Front-end source files

_ _ _ _ _

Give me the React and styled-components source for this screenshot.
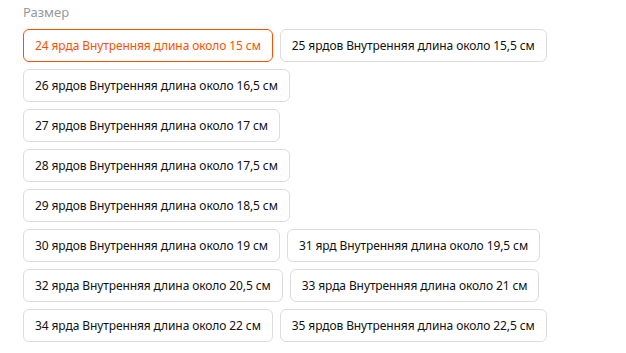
import React from 'react'
import styled, { createGlobalStyle, css } from 'styled-components'

const GlobalStyle = createGlobalStyle`
  body {
    margin: 0;
    background: #ffffff;
    font-family: "Noto Sans", "Open Sans", Arial, sans-serif;
  }
`

const Wrapper = styled.div`
  padding: 4px 23px 0 23px;
`

const Label = styled.div`
  font-size: 13px;
  color: #999999;
  line-height: 16px;
  margin-bottom: 9px;
`

const Options = styled.div`
  display: flex;
  flex-direction: column;
  gap: 7px;
`

const Row = styled.div`
  display: flex;
  gap: 7px;
`

const Chip = styled.button`
  box-sizing: border-box;
  height: 33px;
  padding: 0 11px;
  border: 1px solid #dcdcdc;
  border-radius: 6px;
  background: #fff;
  font-family: inherit;
  font-size: 12px;
  letter-spacing: -0.1px;
  color: #111111;
  white-space: nowrap;
  cursor: pointer;

  ${props => props.active && css`
    border-color: #ff5000;
    color: #ff5000;
  `}
`

const rows = [
  ['24 ярда Внутренняя длина около 15 см', '25 ярдов Внутренняя длина около 15,5 см'],
  ['26 ярдов Внутренняя длина около 16,5 см'],
  ['27 ярдов Внутренняя длина около 17 см'],
  ['28 ярдов Внутренняя длина около 17,5 см'],
  ['29 ярдов Внутренняя длина около 18,5 см'],
  ['30 ярдов Внутренняя длина около 19 см', '31 ярд Внутренняя длина около 19,5 см'],
  ['32 ярда Внутренняя длина около 20,5 см', '33 ярда Внутренняя длина около 21 см'],
  ['34 ярда Внутренняя длина около 22 см', '35 ярдов Внутренняя длина около 22,5 см'],
]

export default function App() {
  return (
    <>
      <GlobalStyle />
      <Wrapper>
        <Label>Размер</Label>
        <Options>
          {rows.map((row, i) => (
            <Row key={i}>
              {row.map(text => (
                <Chip key={text} active={text.startsWith('24')}>{text}</Chip>
              ))}
            </Row>
          ))}
        </Options>
      </Wrapper>
    </>
  )
}
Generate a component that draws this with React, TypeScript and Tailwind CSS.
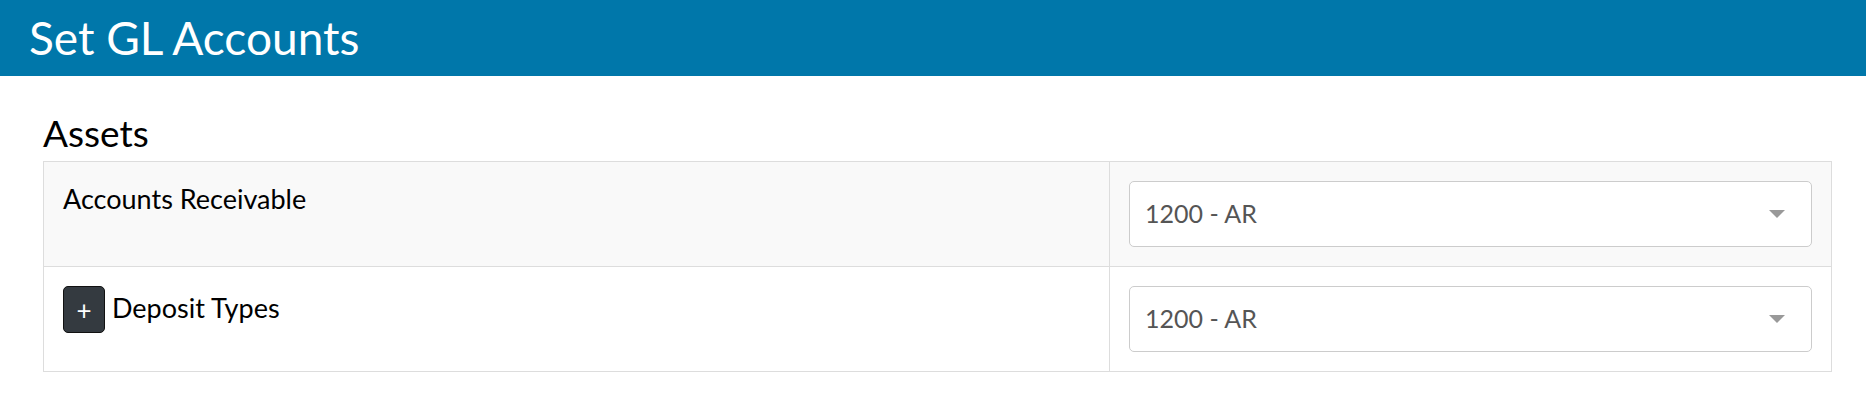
const rows = [
  { id: 'ar', label: 'Accounts Receivable', value: '1200 - AR', expandable: false },
  { id: 'deposit', label: 'Deposit Types', value: '1200 - AR', expandable: true },
]

function AccountSelect({ value }: { value: string }) {
  return (
    <div className="flex h-[66px] items-center rounded-[5px] border border-[#cccccc] bg-white pl-[15px] pr-[26px]">
      <span className="text-[25px] text-[#555555]">{value}</span>
      <span className="ml-auto h-0 w-0 border-x-[8px] border-t-[8px] border-x-transparent border-t-[#999999]" />
    </div>
  )
}

export default function App() {
  return (
    <div className="min-h-screen bg-white font-['Lato','Liberation_Sans',sans-serif]">
      <div className="flex h-[76px] items-center bg-[#0077aa] px-[29px]">
        <h1 className="text-[46px] leading-none text-white">Set GL Accounts</h1>
      </div>

      <div className="px-[43px] pt-[36px]">
        <h2 className="mb-[7px] text-[37px] leading-[42px] text-black">Assets</h2>

        <table className="w-[1789px] border-collapse border border-[#dddddd]">
          <tbody>
            {rows.map((row, i) => (
              <tr key={row.id} className={i % 2 === 0 ? 'bg-[#f9f9f9]' : 'bg-white'}>
                <td className="w-[1066px] border border-[#dddddd] px-[19px] pt-[17px] align-top">
                  <div className="flex items-center gap-[7px]">
                    {row.expandable && (
                      <button className="mt-[2px] flex h-[47px] w-[42px] items-center justify-center rounded-[5px] border border-[#111111] bg-[#343a40] text-[26px] leading-none text-white">
                        +
                      </button>
                    )}
                    <span className="text-[27px] text-black">{row.label}</span>
                  </div>
                </td>
                <td className="border border-[#dddddd] px-[19px] py-[19px]">
                  <AccountSelect value={row.value} />
                </td>
              </tr>
            ))}
          </tbody>
        </table>
      </div>
    </div>
  )
}
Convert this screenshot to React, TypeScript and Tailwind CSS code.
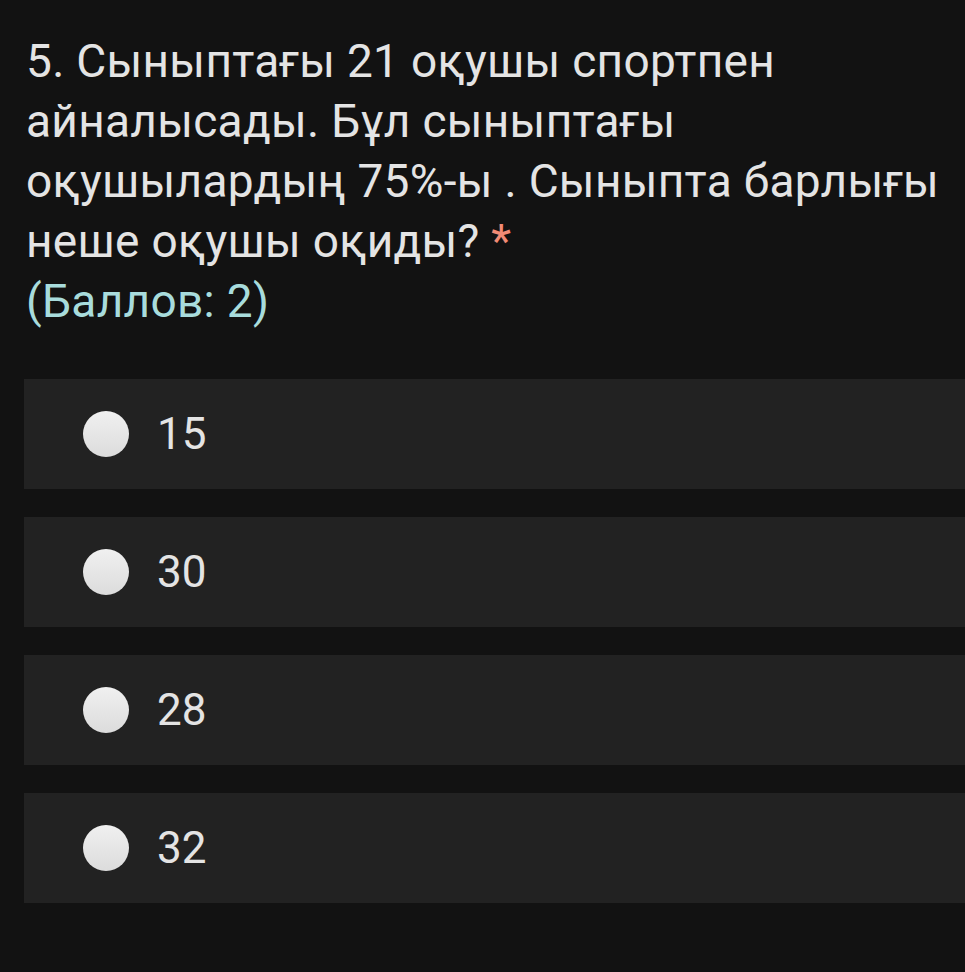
const options = ["15", "30", "28", "32"];

export default function App() {
    return (
        <div className="min-h-[972px] w-full bg-[#121212] pt-[31px] font-['Roboto',sans-serif]">
            <div className="pl-[26px] pr-2 text-[46px] leading-[60px] tracking-[0.3px] text-[#e4e4e4]">
                <p className="whitespace-nowrap">
                    5. Сыныптағы 21 оқушы спортпен<br />
                    айналысады. Бұл сыныптағы<br />
                    оқушылардың 75%-ы . Сыныпта барлығы<br />
                    неше оқушы оқиды? <span className="text-[#f28b75]">*</span>
                </p>
                <p className="text-[#a8dcdc]">(Баллов: 2)</p>
            </div>

            <div className="mt-[48px] flex flex-col gap-[28px] pl-6">
                {options.map((opt) => (
                    <div key={opt} className="flex h-[110px] items-center bg-[#222222] pl-[59px]">
                        <span className="h-[46px] w-[46px] rounded-full bg-gradient-to-b from-[#f0f0f0] to-[#dcdcdc]" />
                        <span className="ml-[28px] text-[44px] text-[#e4e4e4]">{opt}</span>
                    </div>
                ))}
            </div>
        </div>
    );
}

_ _ _ _ _

EXERCISE AIM » Take the records above from the line with "Convert this screenshot" down to their last line and please copy those lines exactly, without the pictures.

WRITTEN SOLUTION »
Convert this screenshot to React, TypeScript and Tailwind CSS code.
const options = ["15", "30", "28", "32"];

export default function App() {
    return (
        <div className="min-h-[972px] w-full bg-[#121212] pt-[31px] font-['Roboto',sans-serif]">
            <div className="pl-[26px] pr-2 text-[46px] leading-[60px] tracking-[0.3px] text-[#e4e4e4]">
                <p className="whitespace-nowrap">
                    5. Сыныптағы 21 оқушы спортпен<br />
                    айналысады. Бұл сыныптағы<br />
                    оқушылардың 75%-ы . Сыныпта барлығы<br />
                    неше оқушы оқиды? <span className="text-[#f28b75]">*</span>
                </p>
                <p className="text-[#a8dcdc]">(Баллов: 2)</p>
            </div>

            <div className="mt-[48px] flex flex-col gap-[28px] pl-6">
                {options.map((opt) => (
                    <div key={opt} className="flex h-[110px] items-center bg-[#222222] pl-[59px]">
                        <span className="h-[46px] w-[46px] rounded-full bg-gradient-to-b from-[#f0f0f0] to-[#dcdcdc]" />
                        <span className="ml-[28px] text-[44px] text-[#e4e4e4]">{opt}</span>
                    </div>
                ))}
            </div>
        </div>
    );
}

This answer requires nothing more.